Integrated Mobile Business Apps

Mobile commerce or ‘M-Commerce’ is in its infancy; destined to only get bigger and ever more sophisticated as it becomes a hub of our society. Though major cities in Canada already have a strong infrastructure for high speed wired and wireless connectivity, upgrades to boost coverage and speed continue. For instance, according to ‘Consumer Electronics in Canada’, the September 13, 2016 edition of the Research Monitor: in 2015 Telus spent a billion dollars on fiberoptic and wireless infrastructure upgrades in Vancouver while Bell Mobility spent 1.14 billion for networks in Toronto. That means those already ‘connected’ have an incentive to upgrade devices to take advantage of the new and improved infrastructure.

Consumers want more and faster network mobile coverage to consume media.

But why upgrade to newer, faster, and better devices just because the networks are faster? Is this some corporate conspiracy to get consumers to buy more? Rather, it is the reverse, that upgrades are driven by ever-increasing consumer demand for faster connection speeds on both wired and wireless networks. With the dissolution of video rental outlets, consumers turn to on-line services to stream and/or download desired films and shows. Home music libraries are abandoned in favor of music streaming services. Shopping for goods and services are now done on-line while bricks and mortar shop roles have changed from being places to seek and buy things to now become convenient locations to pick-up orders. Meanwhile, on-line sales continue to grow as consumers discover the ease and convenience. This is especially true of M-Commerce where shopping apps offer a superior user experience over web-based shopping, such as loyalty points, ease of sharing gift certificates, and access to promotions. Major entities like Apple, Google, and Mastercard now offer point-of-sale opportunities as retailers and service outlets like Starbucks use the phone as a ‘bank card’ where customers can just swipe their device.

Phones are not phones anymore. Mobile smartphones are cameras, PC’s, media streamers, e-readers…

Another incentive facilitating continued growth in mobile device consumption is the perceived value of all-in-one devices.
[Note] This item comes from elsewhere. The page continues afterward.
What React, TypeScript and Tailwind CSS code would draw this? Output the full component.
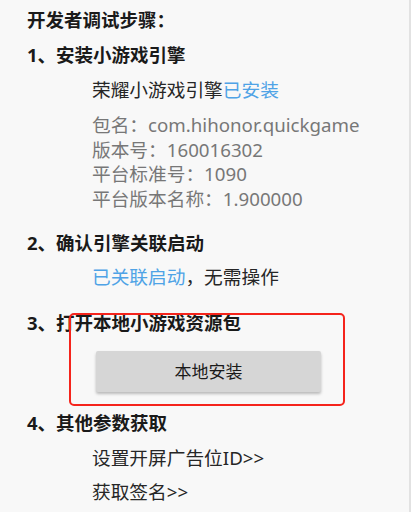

Whereas gadgets like video/still cameras, microphones, phones, personal computers, cameras, planners, media players, e-readers, organizers were bought and used seperately, mobile phones perform all these functions. New generations of mobile phones are marketed in other ways besides just phones. A case in point is Apple, who markets the iPhone as a camera.

If you live in the boonies, you now got fast coverage. If you live in the city, your connections just got faster.

One of the previous bottlenecks of the mobile phone industry was a lack of coverage in small and rural communities. However, major network carriers like Bell Mobility and Telus, in conjunction with the government of Canada are investing in more widespread coverage with faster networks. Going back to the Euromonitor/Reasearch Monitor ‘Consumer Electronics in Canada’ industry overview, the September 13th, 2016 edition; Bell Mobility expanded their 4G LTE networks in over 120 communities accross Ontario and Quebec and 52 communities accross Atlantic Canada. Telus announced it will invest 4.5 billion in both fiber optic and wireless networks in Alberta from 2016 through to 2019. Morever, the Euromonitor reports anticipates Canada’s internet subscriptions to reach 17.1 million by 2030. As for places that already have connectivity, Rogers Wireless installed ‘LTE-Advanced’ infrastructures in 12 cities accross Canada for more seamless and rapid connectivity.

The commodities industry is expected to rebound and with it, more mobile device sales.

The main driver for mobile phone purchases are consumers for personal use while corporate purchases have lagged. This is largely due to Canada’s economy being tied in to the natural resource economy and the fall of oil and gas prices. However, with Donald Trump’s commitment to the Keystone XL pipelines and the cyclical nature of the oil and gas industry, the resource-based economy is expected to rebound. With this rebound will be anticipated surge in hiring and purchase of wireless devices for corporate use.

M-Commerce is going bigger, just follow the big money.

These macro factors, increased infrastructure investment, consumer hunger for on-line content, on-line shopping (especially via apps), increasing sophistication of mobile devices, more wireless coverage—especially in rural areas, and an anticipated rebound in the Canadian economy, expect a wave of surging growth in ‘M-Commerce’.